As far as the 60’s and 70’s are concerned: I don’t know your age, but I was born in 64 and therefore only a little younger than MWPP and for my generation, the revolution of the 60’s and 70’s (and here I’m speaking in a strictly European, not American context, of which I honestly don’t know much) was something we lived through while we were still rather little. Unless you had parents who were immediately enthusiastic about all those “new ideas”, little or nothing of it permeated into your cosy, middle-class home.

So, as far as I’m able to judge Lily’s (and Petunia’s) situation, they came from a middle-class and maybe not even urban environment and at age 11, Lily went to Hogwarts.
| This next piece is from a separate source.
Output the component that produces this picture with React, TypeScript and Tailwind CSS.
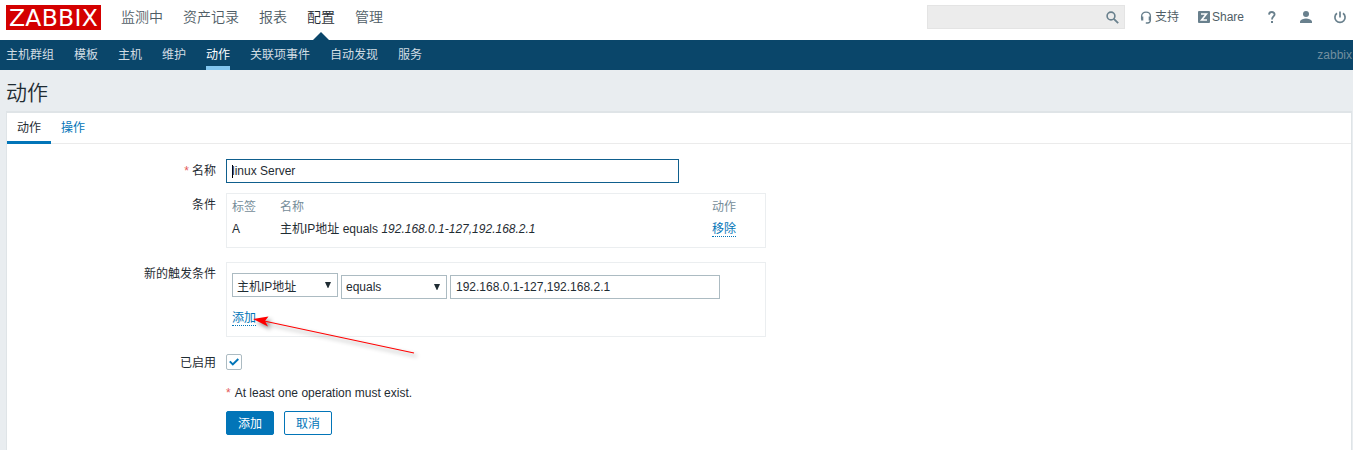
import React from "react";

const topMenu = ["监测中", "资产记录", "报表", "配置", "管理"];
const subMenu = ["主机群组", "模板", "主机", "维护", "动作", "关联项事件", "自动发现", "服务"];

function Header() {
  return (
    <header className="flex h-10 items-start bg-white pl-1.5 pr-1.5 text-[#4f5d66]">
      <div className="mt-[5px] flex h-[25px] w-[95px] shrink-0 items-center justify-center bg-[#d40000] pt-px font-['DejaVu_Sans',sans-serif] text-[23.5px] leading-[24px] tracking-[0.3px] text-white">
        ZABBIX
      </div>
      <nav className="ml-5 flex gap-5 text-sm leading-[34px] font-[350]">
        {topMenu.map((item) => (
          <a key={item} className={item === "配置" ? "relative h-10 text-[#1f2c33]" : "h-10"}>
            {item}
            {item === "配置" && (
              <svg className="absolute bottom-0 left-[6px]" width="16" height="8" viewBox="0 0 16 8">
                <path d="M0 8 8 0l8 8z" fill="#0a466a" />
              </svg>
            )}
          </a>
        ))}
      </nav>
      <div className="ml-auto mt-[5px] flex h-6 items-center">
        <div className="flex h-6 w-[198px] items-center justify-end border border-[#e4e4e4] bg-[#ececec] pr-[5px]">
          <svg width="13" height="13" viewBox="0 0 13 13" fill="none" stroke="#69808d">
            <circle cx="5" cy="5" r="3.9" strokeWidth="1.6" />
            <path d="m7.8 7.8 4.4 4.4" strokeWidth="1.8" />
          </svg>
        </div>
        <a className="ml-[15px] flex items-center gap-[3px]">
          <svg width="12" height="13" viewBox="0 0 12 13" fill="none" stroke="#69808d">
            <path d="M1.6 8V5.2C1.6 2.8 3.4 1.2 6 1.2s4.4 1.6 4.4 4V9c0 1.8-1.2 3-2.9 3H5.8" strokeWidth="1.3" />
            <path d="M2.2 5.5v4M9.8 5.5v4" strokeWidth="2.2" />
          </svg>
          支持
        </a>
        <a className="ml-[19px] flex items-center gap-[2px]">
          <svg width="12" height="12" viewBox="0 0 12 12">
            <rect width="12" height="12" rx="1" fill="#69808d" />
            <path d="M3 3h5.4L3.6 9H9" fill="none" stroke="#fff" strokeWidth="1.6" />
          </svg>
          Share
        </a>
        <svg className="ml-[24px]" width="8" height="13" viewBox="0 0 8 13">
          <path d="M1 3.6C1.1 1.8 2.2 1 3.8 1 5.5 1 6.6 2 6.6 3.4 6.6 5.4 4 5.6 4 8.4" fill="none" stroke="#69808d" strokeWidth="1.8" />
          <rect x="3" y="10" width="2" height="2" fill="#69808d" />
        </svg>
        <svg className="ml-[24px]" width="12" height="12" viewBox="0 0 12 12" fill="#69808d">
          <circle cx="6" cy="3" r="3" />
          <path d="M0 12v-1.8C1 8.6 3.5 7.5 6 7.5s5 1.1 6 2.7V12z" />
        </svg>
        <svg className="ml-[21px]" width="14" height="13" viewBox="0 0 14 13" fill="none" stroke="#69808d" strokeWidth="1.7">
          <path d="M4 2.2A5.1 5.1 0 1 0 10 2.2M7 .5v6" />
        </svg>
      </div>
    </header>
  );
}

function SubNav() {
  return (
    <nav className="flex h-[30px] gap-5 bg-[#0a466a] pl-1.5 pr-px leading-[30px] text-[#d2dde4]">
      {subMenu.map((item) => (
        <a key={item} className={item === "动作" ? "h-[30px] border-b-4 border-[#82c6ef] text-white" : "h-[30px]"}>
          {item}
        </a>
      ))}
      <span className="ml-auto text-[#738f9f]">zabbix</span>
    </nav>
  );
}

function Row({ label, required, className }: { label: string; required?: boolean; className?: string }) {
  return (
    <div className={"w-[209px] shrink-0 text-right " + (className ?? "")}>
      {required && <span className="mr-[3px] text-[#e45959]">*</span>}
      {label}
    </div>
  );
}

function Select({ value, className, labelClass }: { value: string; className?: string; labelClass?: string }) {
  return (
    <div className={"flex h-6 w-[106px] items-center justify-between border border-[#acbbc2] pl-1 pr-1.5 " + (className ?? "")}>
      <span className={labelClass}>{value}</span>
      <svg width="6" height="6" viewBox="0 0 6 6" className="-mt-px">
        <path d="M0 0h6L3.3 6h-.6z" fill="#1f2c33" />
      </svg>
    </div>
  );
}

const link = "border-b border-dotted border-[#0275b8] text-[#0275b8]";

export default function App() {
  return (
    <div className="h-[450px] w-[1353px] overflow-hidden bg-[#e9edf0] font-['Liberation_Sans','Noto_Sans_CJK_SC',sans-serif] text-xs text-[#1f2c33]">
      <Header />
      <SubNav />
      <h1 className="h-[41px] pl-1.5 text-[21px] leading-[45px] font-[350]">动作</h1>
      <main className="mr-px ml-1.5 h-[339px] border-x border-t-2 border-[#dfe4e7] bg-white">
        <div className="flex h-[31px] border-b border-[#ebebeb] leading-[31px]">
          <div className="h-[31px] w-11 border-b-3 border-[#0275b8] text-center">动作</div>
          <div className="ml-2.5 text-[#0275b8]">操作</div>
        </div>

        <div className="mt-[15px] flex">
          <Row label="名称" required className="leading-6" />
          <div className="ml-2.5 flex h-6 w-[453px] items-center border border-[#0f5f8d] pl-[5px]">
            <span className="h-[13px] w-px bg-black" />
            <span className="-ml-px">linux Server</span>
          </div>
        </div>

        <div className="mt-2.5 flex">
          <Row label="条件" className="leading-[25px]" />
          <div className="ml-2.5 h-[55px] w-[540px] border border-[#ebeef0] pt-[3px] pl-[5px]">
            <div className="grid h-[21px] grid-cols-[48px_432px_1fr] leading-5 text-[#768d99]">
              <span>标签</span>
              <span>名称</span>
              <span>动作</span>
            </div>
            <div className="grid grid-cols-[48px_432px_1fr] items-start leading-[22px]">
              <span>A</span>
              <span>
                主机IP地址 equals <em>192.168.0.1-127,192.168.2.1</em>
              </span>
              <span className="mt-[3px] flex">
                <a className={link + " h-4 leading-[17px]"}>移除</a>
              </span>
            </div>
          </div>
        </div>

        <div className="mt-3.5 flex">
          <Row label="新的触发条件" className="leading-[25px]" />
          <div className="ml-2.5 h-[75px] w-[540px] border border-[#ebeef0] pt-2.5 pl-[5px]">
            <div className="flex items-start gap-[3px]">
              <Select value="主机IP地址" labelClass="pt-1" />
              <Select value="equals" className="mt-0.5" />
              <div className="mt-0.5 flex h-6 w-[270px] items-center border border-[#acbbc2] pl-[5px]">192.168.0.1-127,192.168.2.1</div>
            </div>
            <div className="relative mt-2.5 flex">
              <a className={link + " h-[17px] leading-[18px]"}>添加</a>
              <svg className="absolute top-[1px] left-[14px] drop-shadow-[3px_3px_2px_rgba(0,0,0,0.45)]" width="176" height="48" viewBox="0 0 176 48">
                <path d="M18 11 168 43" stroke="#f00" strokeWidth="1.1" />
                <path d="M7 9 22.5 6.5 19 11l3 5.5z" fill="#f00" />
              </svg>
            </div>
          </div>
        </div>

        <div className="mt-[17px] flex h-4 items-center">
          <Row label="已启用" className="pt-0.5 leading-4" />
          <div className="ml-2.5 flex size-4 items-center justify-center rounded-[2px] border border-[#acbbc2]">
            <svg width="10" height="8" viewBox="0 0 10 8">
              <path d="m.8 3.4 3 3L9.3 1" fill="none" stroke="#0275b8" strokeWidth="2" />
            </svg>
          </div>
        </div>

        <div className="mt-4 ml-[219px] leading-[15px]">
          <span className="mr-1 text-[#e45959]">*</span>At least one operation must exist.
        </div>
        <div className="mt-2.5 ml-[219px] flex gap-2.5 text-center">
          <button className="h-6 w-12 rounded-[2px] border border-[#0275b8] bg-[#0275b8] pt-px leading-[22px] text-white">添加</button>
          <button className="h-6 w-12 rounded-[2px] border border-[#0275b8] bg-white pt-px leading-[22px] text-[#0275b8]">取消</button>
        </div>
      </main>
    </div>
  );
}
Assuming that she was really born between 1958 and 1960 or even 1961, she got her admission letter between 1969 and 1972 which means that she had spent her formative years more probably in an environment hostile to “new ideas” and then went straight into a universe where people wear clothes cut after medieval or renaissance patterns, pore over ancient books and are completely cut off from any outside influence for the best part of the year.

So, yes, I think that Hogwarts and, to a certain extent, the wizarding world are totally out of sync with the Muggle world and only very few wizards, like e.g. Dumbledore who reads Muggle newspapers, bother to keep themselves informed about what’s going on.

 
still Mahoney:

<<Now, if Lily and her parents had been deeply imbued with the social 
norms which were uprooted in the 60's and 70's, among them 
traditional gender roles, I somehow doubt the witch gig would have 
gone over so enthusiastically, and I especially doubt that Petunia 
would have loathed Lily so much.>>

 

First, it’s only Petunia’s rant of PS/SS to provide us with this certainly very biased bit of information, namely that their parents were so proud of having a witch in the family, that Lily was everything to them and Petunia nothing. There might be a grain of truth, but it’s mostly jealousy, I’d say. And then, accepting that one of your daughters is a witch doesn’t strike me as open-minded in the sense of the 60’s and 70’s ideology. It means that Lily’s parents were able to love and accept a daughter who was different, but not necessarily rebellious and jeopardizing her parents’ life choices. On the contrary, having a daughter who occasionally made things explode or caused other strange phenomena, locked safely in a boarding school that promised to train these abilities and make them less dangerous but more useful, might have been a rather alluring thought for Lily’s parents.  


<<Lastly, is there any indication that Lily was *not* intelligent, 
outgoing, clever, good-humored?  Meaning, is there any indication 
that she was *not* the kind of person, regardless of her being a 
girl, that the Marauders would have considered to be their kinda 
person?>>

Nope, there isn’t. All I wanted to point out is that, at least on this list, I’ve mostly seen ideas about “Nice Lily” and there isn’t any canonical indication for that, either. And so I imagined teenage Lily at Hogwarts and what kind of person she could have or rather, must have been (IMHO) to form a relationship with James and, at the same time, get along with the rest of his friends, or keep them at bay, whichever way you want to look at it.  

 

m.bockermann wrote:

 

<<Looking at real life friendships, it is more likely than not,
that this losened the ties of their friendship. Not severe them, but losen.
And that is what, in the end, made it possible for Peter to create mistrust
and betray the Potters. Before James joined a steady relationship, the
friends seemed to trust each other so far that it is very unlikly that
Sirius would have believed that Remus betrayed the Potters and vice versa.
And before the friends drifted apart, they would have noticed a change in
Peter, or maybe it would not even have occured.>>

 

Hmm, I don’t know. But I suppose that Peter turned to Voldemort after they were all out of school and it is more than probable that, as it goes in real life, the nature of their friendship simply changed. It’s one thing to be friends when you’re confined within a boarding school, sharing dormitories, classes, taking your meals together, and another to be out there, having made different professional choices and following different paths in life. If Peter really was the tagalong we all seem to think he was, it seems only logical that after graduation, his contact with the former group became more and more loose.